Comment éviter les faux…
Pour terminer, nous aimerions partager avec vous quelques recommandations qui devraient vous permettre d’éviter le piège du faux dans le domaine de la voiture ancienne. Tout d’abord, effectuer une recherche approfondie, vérifier le nombre de modèles produits, relever les numéros du bloc moteur, du châssis, les signes particulier du modèle en question. Il s’agit de la connaissance du pédigrée et aller voir dans les registres des constructeurs est une précaution souvent utile. Ensuite, il est nécessaire de prendre contact avec de réels experts (par exemple ceux agrées par le TÜV allemand) qui connaissent sur le bout des doigts le modèle de vos convoitises. Les clubs de marque sont aussi souvent une source précieuse de renseignements. Il peut être utilise d’aller rechercher d’anciennes photos, ainsi que de la documentation, prendre son temps. Internet sera également une source très utile pour ce type de recherches.

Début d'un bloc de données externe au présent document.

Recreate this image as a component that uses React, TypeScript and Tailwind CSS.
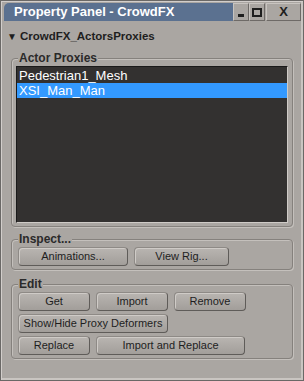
const btn =
  "h-[19px] whitespace-nowrap rounded-[4px] border border-[#8e8a86] border-b-[#5f5c59] border-r-[#5f5c59] bg-gradient-to-b from-[#b9b5b1] to-[#a29e9a] shadow-[inset_1px_1px_0_#cfcbc7] text-[11px] text-[#1e1e1e] leading-none flex items-center justify-center";

function Group({ title, children, className = "" }: { title: string; children: React.ReactNode; className?: string }) {
  return (
    <div className={`relative mx-[10px] rounded-[4px] border border-[#85817d] shadow-[1px_1px_0_#c4c0bc,inset_1px_1px_0_#c4c0bc] ${className}`}>
      <div className="absolute -top-[9px] left-[6px] bg-[#aaa6a2] px-[1px] text-[12px] font-bold leading-[16px] text-[#2a2a2a]">
        {title}
      </div>
      {children}
    </div>
  );
}

export default function App() {
  return (
    <div
      className="flex h-[381px] w-[304px] flex-col border border-[#6a6866] bg-[#aaa6a2] shadow-[inset_1px_1px_0_#d2cecb,inset_-2px_-2px_0_#c9c5c1]"
      style={{ fontFamily: '"Liberation Sans", Arial, sans-serif' }}
    >
      {/* title bar */}
      <div className="ml-[3px] mr-[2px] mt-[2px] flex h-[18px]">
        <div className="flex flex-1 items-center rounded-tl-[5px] bg-[#5b7190] pl-[10px] text-[13px] font-bold text-white">
          Property Panel - CrowdFX
        </div>
        <div className="flex h-[18px] w-[16px] items-end justify-center border border-[#c8c4c0] border-b-[#6e6a67] border-r-[#6e6a67] bg-[#aaa6a2] pb-[3px]">
          <div className="h-[3px] w-[6px] bg-[#1e1e1e]" />
        </div>
        <div className="flex h-[18px] w-[16px] items-center justify-center border border-[#c8c4c0] border-b-[#6e6a67] border-r-[#6e6a67] bg-[#aaa6a2]">
          <div className="h-[9px] w-[10px] border-2 border-[#1e1e1e]" />
        </div>
        <div className="ml-[1px] flex h-[18px] w-[35px] items-center justify-center border border-[#c8c4c0] border-b-[#6e6a67] border-r-[#6e6a67] bg-[#aaa6a2] text-[13px] font-bold text-[#1e1e1e]">
          X
        </div>
      </div>

      {/* header */}
      <div className="mt-[7px] flex items-center pl-[6px] text-[11.5px] font-bold text-[#1e1e1e]">
        <span className="mr-[3px] text-[10px]">▼</span>
        CrowdFX_ActorsProxies
      </div>

      <Group title="Actor Proxies" className="mt-[13px] h-[169px] px-[4px] pt-[7px]">
        <div className="h-[157px] border border-[#1a1a1a] border-b-[#cfcbc7] border-r-[#cfcbc7] bg-[#333130] text-[13px] text-white">
          <div className="mt-[1px] pl-[2px] leading-[15px]">Pedestrian1_Mesh</div>
          <div className="bg-[#3399ff] pl-[2px] leading-[15px]">XSI_Man_Man</div>
        </div>
      </Group>

      <Group title="Inspect..." className="mt-[12px] h-[31px] px-[6px] pt-[7px]">
        <div className="flex gap-[6px]">
          <button className={`${btn} w-[110px]`}>Animations...</button>
          <button className={`${btn} w-[95px]`}>View Rig...</button>
        </div>
      </Group>

      <Group title="Edit" className="mt-[14px] h-[75px] px-[6px] pt-[7px]">
        <div className="flex flex-col gap-[3px]">
          <div className="flex gap-[6px]">
            <button className={`${btn} w-[72px]`}>Get</button>
            <button className={`${btn} w-[72px]`}>Import</button>
            <button className={`${btn} w-[72px]`}>Remove</button>
          </div>
          <div className="flex">
            <button className={`${btn} w-[150px]`}>Show/Hide Proxy Deformers</button>
          </div>
          <div className="flex gap-[6px]">
            <button className={`${btn} w-[72px]`}>Replace</button>
            <button className={`${btn} w-[149px]`}>Import and Replace</button>
          </div>
        </div>
      </Group>
    </div>
  );
}
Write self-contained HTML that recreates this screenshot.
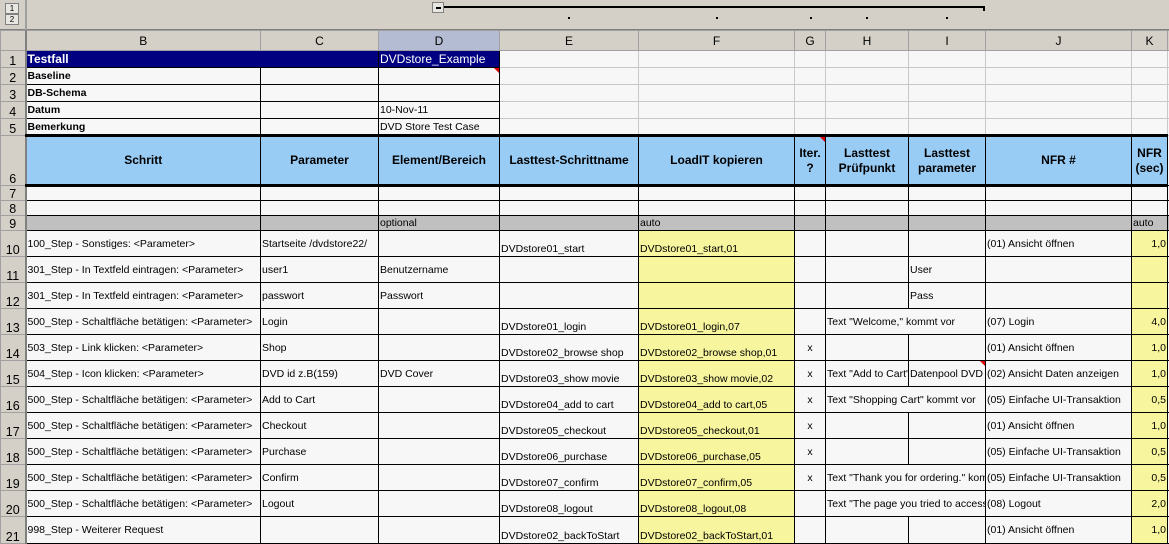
<!DOCTYPE html>
<html><head><meta charset="utf-8"><style>
*{margin:0;padding:0;box-sizing:border-box}
body{width:1169px;height:543px;overflow:hidden;background:#d4d0c8;font-family:"Liberation Sans",Arial,sans-serif;font-size:10.5px;color:#000;position:relative}
.top{position:absolute;left:0;top:0;width:1169px;height:30px;background:#d4d0c8;border-bottom:1px solid #808080}
.vb{position:absolute;left:25px;top:0;width:2px;height:30px;background:#a0a0a0}
.btn{position:absolute;left:5px;width:14px;height:11px;border:1px solid #808080;background:#e8e6e0;font-size:8px;line-height:9px;text-align:center}
.ln{position:absolute;left:444px;top:6px;width:541px;height:2px;background:#000}
.ln2{position:absolute;left:983px;top:6px;width:2px;height:5px;background:#000}
.mb{position:absolute;left:432px;top:2px;width:12px;height:11px;border:1px solid #808080;background:#e8e6e0}
.mb:after{content:"";position:absolute;left:3px;top:4px;width:5px;height:2px;background:#000}
.dot{position:absolute;top:17px;width:2px;height:2px;background:#000}
table{position:absolute;left:0;top:30px;border-collapse:collapse;table-layout:fixed;width:1171px}
td{border:1px solid #000;background:#f7f7f7;white-space:nowrap;overflow:hidden;padding:0 1px;vertical-align:middle;line-height:12px}
tr.ch td{background:#d4d0c8;border:1px solid #a0a0a0;text-align:center;font-size:12px;height:20px}
td.rh{background:#d4d0c8;border:1px solid #a0a0a0;border-right:2px solid #808080;text-align:center;font-size:12.5px;vertical-align:bottom;padding:0}
tr.m td:not(.rh){border-color:#c8c8c8}
tr.m td.k{border-color:#000}
.nv{background:#000080 !important;color:#fff;font-weight:bold;font-size:12px}
.nvd{background:#000080 !important;color:#fff;font-size:12px}
.b{font-weight:bold}
tr.h td:not(.rh){background:#99ccf5;font-weight:bold;font-size:12px;text-align:center;border-top:3px solid #000;border-bottom:3px solid #000;white-space:normal;line-height:15px}
tr.g td:not(.rh){background:#c0c0c0}
.y{background:#f8f59f !important}
.bt{vertical-align:bottom;padding-bottom:1px}
.r{text-align:right}
.c{text-align:center}
</style></head><body>
<div class="top">
<div class="vb"></div>
<div class="btn" style="top:3px">1</div><div class="btn" style="top:14px">2</div>
<div class="mb"></div><div class="ln"></div><div class="ln2"></div>
<div class="dot" style="left:568px"></div><div class="dot" style="left:716px"></div><div class="dot" style="left:810px"></div><div class="dot" style="left:866px"></div><div class="dot" style="left:946px"></div>
</div>
<table>
<colgroup><col style="width:25px"><col style="width:235px"><col style="width:118px"><col style="width:121px"><col style="width:139px"><col style="width:156px"><col style="width:31px"><col style="width:83px"><col style="width:77px"><col style="width:146px"><col style="width:36px"><col style="width:4px"></colgroup>
<tr class="ch"><td style="border-right:2px solid #808080"></td><td>B</td><td>C</td><td style="background:#b4bcd4">D</td><td>E</td><td>F</td><td>G</td><td>H</td><td>I</td><td>J</td><td>K</td><td></td></tr>
<tr class="m" style="height:17px"><td class="rh">1</td><td class="nv k" colspan="2">Testfall</td><td class="nvd k">DVDstore_Example</td><td></td><td></td><td></td><td></td><td></td><td></td><td></td><td></td></tr>
<tr class="m" style="height:17px"><td class="rh">2</td><td class="b k">Baseline</td><td class="k"></td><td class="k" style="position:relative"><span style="position:absolute;right:0;top:0;width:0;height:0;border-top:5px solid #d00;border-left:5px solid transparent"></span></td><td></td><td></td><td></td><td></td><td></td><td></td><td></td><td></td></tr>
<tr class="m" style="height:17px"><td class="rh">3</td><td class="b k">DB-Schema</td><td class="k"></td><td class="k"></td><td></td><td></td><td></td><td></td><td></td><td></td><td></td><td></td></tr>
<tr class="m" style="height:17px"><td class="rh">4</td><td class="b k">Datum</td><td class="k"></td><td class="k">10-Nov-11</td><td></td><td></td><td></td><td></td><td></td><td></td><td></td><td></td></tr>
<tr class="m" style="height:17px"><td class="rh">5</td><td class="b k">Bemerkung</td><td class="k"></td><td class="k">DVD Store Test Case</td><td></td><td></td><td></td><td></td><td></td><td></td><td></td><td></td></tr>
<tr class="h" style="height:50px"><td class="rh">6</td><td>Schritt</td><td>Parameter</td><td>Element/Bereich</td><td>Lasttest-Schrittname</td><td>LoadIT kopieren</td><td style="position:relative">Iter. ?<span style="position:absolute;right:0;top:0;border-top:5px solid #d00;border-left:5px solid transparent"></span></td><td>Lasttest Prüfpunkt</td><td>Lasttest parameter</td><td>NFR #</td><td>NFR (sec)</td><td style="background:#f7f7f7;border:none"></td></tr>
<tr style="height:15px"><td class="rh">7</td><td></td><td></td><td></td><td></td><td></td><td></td><td></td><td></td><td></td><td></td><td></td></tr>
<tr style="height:15px"><td class="rh">8</td><td></td><td></td><td></td><td></td><td></td><td></td><td></td><td></td><td></td><td></td><td></td></tr>
<tr class="g" style="height:15px"><td class="rh">9</td><td></td><td></td><td class="bt">optional</td><td></td><td class="bt">auto</td><td></td><td></td><td></td><td></td><td class="bt">auto</td><td></td></tr>
<tr style="height:26px"><td class="rh">10</td><td>100_Step - Sonstiges: &lt;Parameter&gt;</td><td>Startseite /dvdstore22/</td><td></td><td class="bt">DVDstore01_start</td><td class="y bt">DVDstore01_start,01</td><td></td><td></td><td></td><td>(01) Ansicht öffnen</td><td class="y r">1,0</td><td></td></tr>
<tr style="height:26px"><td class="rh">11</td><td>301_Step - In Textfeld eintragen: &lt;Parameter&gt;</td><td>user1</td><td>Benutzername</td><td></td><td class="y"></td><td></td><td></td><td>User</td><td></td><td class="y"></td><td></td></tr>
<tr style="height:26px"><td class="rh">12</td><td>301_Step - In Textfeld eintragen: &lt;Parameter&gt;</td><td>passwort</td><td>Passwort</td><td></td><td class="y"></td><td></td><td></td><td>Pass</td><td></td><td class="y"></td><td></td></tr>
<tr style="height:26px"><td class="rh">13</td><td>500_Step - Schaltfläche betätigen: &lt;Parameter&gt;</td><td>Login</td><td></td><td class="bt">DVDstore01_login</td><td class="y bt">DVDstore01_login,07</td><td></td><td colspan="2">Text "Welcome," kommt vor</td><td>(07) Login</td><td class="y r">4,0</td><td></td></tr>
<tr style="height:26px"><td class="rh">14</td><td>503_Step - Link klicken: &lt;Parameter&gt;</td><td>Shop</td><td></td><td class="bt">DVDstore02_browse shop</td><td class="y bt">DVDstore02_browse shop,01</td><td class="c">x</td><td></td><td></td><td>(01) Ansicht öffnen</td><td class="y r">1,0</td><td></td></tr>
<tr style="height:26px"><td class="rh">15</td><td>504_Step - Icon klicken: &lt;Parameter&gt;</td><td>DVD id z.B(159)</td><td>DVD Cover</td><td class="bt">DVDstore03_show movie</td><td class="y bt">DVDstore03_show movie,02</td><td class="c">x</td><td>Text "Add to Cart"</td><td style="position:relative">Datenpool DVD<span style="position:absolute;right:0;top:0;border-top:5px solid #d00;border-left:5px solid transparent"></span></td><td>(02) Ansicht Daten anzeigen</td><td class="y r">1,0</td><td></td></tr>
<tr style="height:26px"><td class="rh">16</td><td>500_Step - Schaltfläche betätigen: &lt;Parameter&gt;</td><td>Add to Cart</td><td></td><td class="bt">DVDstore04_add to cart</td><td class="y bt">DVDstore04_add to cart,05</td><td class="c">x</td><td colspan="2">Text "Shopping Cart" kommt vor</td><td>(05) Einfache UI-Transaktion</td><td class="y r">0,5</td><td></td></tr>
<tr style="height:26px"><td class="rh">17</td><td>500_Step - Schaltfläche betätigen: &lt;Parameter&gt;</td><td>Checkout</td><td></td><td class="bt">DVDstore05_checkout</td><td class="y bt">DVDstore05_checkout,01</td><td class="c">x</td><td></td><td></td><td>(01) Ansicht öffnen</td><td class="y r">1,0</td><td></td></tr>
<tr style="height:26px"><td class="rh">18</td><td>500_Step - Schaltfläche betätigen: &lt;Parameter&gt;</td><td>Purchase</td><td></td><td class="bt">DVDstore06_purchase</td><td class="y bt">DVDstore06_purchase,05</td><td class="c">x</td><td></td><td></td><td>(05) Einfache UI-Transaktion</td><td class="y r">0,5</td><td></td></tr>
<tr style="height:26px"><td class="rh">19</td><td>500_Step - Schaltfläche betätigen: &lt;Parameter&gt;</td><td>Confirm</td><td></td><td class="bt">DVDstore07_confirm</td><td class="y bt">DVDstore07_confirm,05</td><td class="c">x</td><td colspan="2">Text "Thank you for ordering." kommt vor</td><td>(05) Einfache UI-Transaktion</td><td class="y r">0,5</td><td></td></tr>
<tr style="height:26px"><td class="rh">20</td><td>500_Step - Schaltfläche betätigen: &lt;Parameter&gt;</td><td>Logout</td><td></td><td class="bt">DVDstore08_logout</td><td class="y bt">DVDstore08_logout,08</td><td></td><td colspan="2">Text "The page you tried to access"</td><td>(08) Logout</td><td class="y r">2,0</td><td></td></tr>
<tr style="height:27px"><td class="rh">21</td><td>998_Step - Weiterer Request</td><td></td><td></td><td class="bt">DVDstore02_backToStart</td><td class="y bt">DVDstore02_backToStart,01</td><td></td><td></td><td></td><td>(01) Ansicht öffnen</td><td class="y r">1,0</td><td></td></tr>
</table>
</body></html>
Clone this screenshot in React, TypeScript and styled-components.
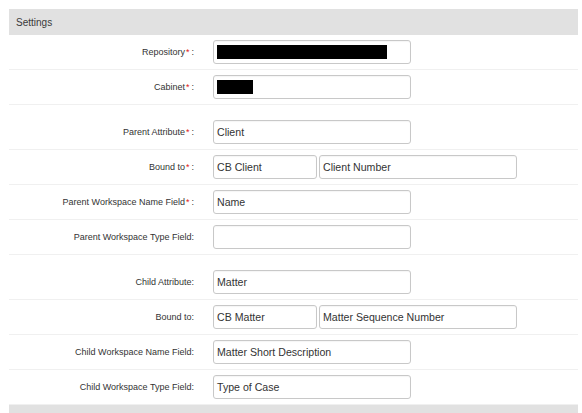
import * as React from 'react';
import styled, { createGlobalStyle } from 'styled-components';

const GlobalStyle = createGlobalStyle`
    body {
        margin: 0;
        background: #ffffff;
        font-family: "Liberation Sans", Arial, sans-serif;
        color: #333333;
    }
`;

const Panel = styled.div`
    margin: 9px 4px 0 9px;
`;

const SectionHeader = styled.div`
    height: 26px;
    display: flex;
    align-items: center;
    padding-left: 7px;
    background-color: #e1e1e1;
    font-size: 10px;
    color: #3a3a3a;
`;

const Group = styled.div`
    & + & {
        margin-top: 10px;
    }
`;

const Row = styled.div`
    display: grid;
    grid-template-columns: 185px 1fr;
    column-gap: 19px;
    align-items: center;
    padding: 5px 0;
    border-bottom: 1px solid #f0f0f0;
`;

const Label = styled.div`
    text-align: right;
    font-size: 9px;
    color: #333333;
`;

const Required = styled.span`
    color: #e02020;
    margin: 0 2px 0 1px;
`;

const Fields = styled.div`
    display: flex;
    gap: 2px;
`;

const Field = styled.div<{ $width: number }>`
    box-sizing: border-box;
    width: ${(p) => p.$width}px;
    height: 24px;
    display: flex;
    align-items: center;
    padding: 0 3px;
    border: 1px solid #c8c8c8;
    border-radius: 3px;
    background: #ffffff;
    box-shadow: inset 0 1px 1px rgba(0, 0, 0, 0.04);
    font-size: 10.6px;
    color: #333333;
    white-space: nowrap;
    overflow: hidden;
`;

const Redacted = styled.span<{ $width: number }>`
    display: block;
    width: ${(p) => p.$width}px;
    height: 14px;
    background: #000000;
`;

type FieldDef = { value?: string; redact?: number; width?: number };

type RowDef = {
    label: string;
    required?: boolean;
    fields: FieldDef[];
};

const groups: RowDef[][] = [
    [
        { label: 'Repository', required: true, fields: [{ redact: 170 }] },
        { label: 'Cabinet', required: true, fields: [{ redact: 36 }] },
    ],
    [
        { label: 'Parent Attribute', required: true, fields: [{ value: 'Client' }] },
        {
            label: 'Bound to',
            required: true,
            fields: [
                { value: 'CB Client', width: 104 },
                { value: 'Client Number', width: 198 },
            ],
        },
        { label: 'Parent Workspace Name Field', required: true, fields: [{ value: 'Name' }] },
        { label: 'Parent Workspace Type Field', fields: [{ value: '' }] },
    ],
    [
        { label: 'Child Attribute', fields: [{ value: 'Matter' }] },
        {
            label: 'Bound to',
            fields: [
                { value: 'CB Matter', width: 104 },
                { value: 'Matter Sequence Number', width: 198 },
            ],
        },
        { label: 'Child Workspace Name Field', fields: [{ value: 'Matter Short Description' }] },
        { label: 'Child Workspace Type Field', fields: [{ value: 'Type of Case' }] },
    ],
];

export default function App() {
    return (
        <>
            <GlobalStyle />
            <Panel>
                <SectionHeader>Settings</SectionHeader>
                {groups.map((rows, gi) => (
                    <Group key={gi}>
                        {rows.map((row, ri) => (
                            <Row key={ri}>
                                <Label>
                                    {row.label}
                                    {row.required ? <Required>*</Required> : null}:
                                </Label>
                                <Fields>
                                    {row.fields.map((f, fi) => (
                                        <Field key={fi} $width={f.width ?? 198}>
                                            {f.redact ? <Redacted $width={f.redact} /> : f.value}
                                        </Field>
                                    ))}
                                </Fields>
                            </Row>
                        ))}
                    </Group>
                ))}
                <SectionHeader />
            </Panel>
        </>
    );
}
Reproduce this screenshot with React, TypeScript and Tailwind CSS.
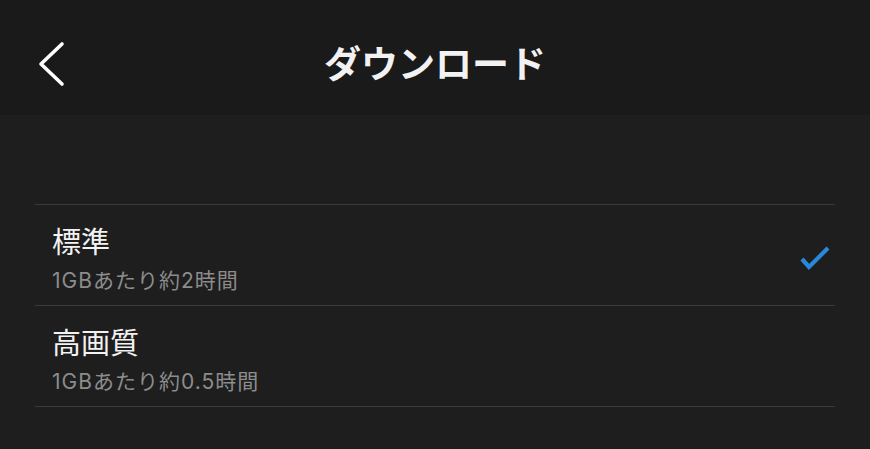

Nous allions presque oublier de répondre à la question initiale, celle de la corrélation. Oui, il y a apparemment une corrélation entre la flambée des prix des voitures anciennes (plus de 140% de hausse depuis 2010 et encore plus si l’on examine le prix des Ferrari ou Porsche) et le nombre de faux. Et selon Bonhams, le marché des ventes aux enchères représenterait plus d’un milliard de $ par année. Apparemment, il y a peu d’engouement pour dénoncer les faussaires, tout le monde voulant probablement profiter d’une configuration de marché très porteur ! Si vous êtes victime de contrefaçons, nous ne saurions trop vous encourager à contacter le Federal Bureau of Investigation ou en Europe la police criminelle. Vous le feriez sans hésiter dans le domaine financier, alors pourquoi pas dans le domaine de la voiture ancienne.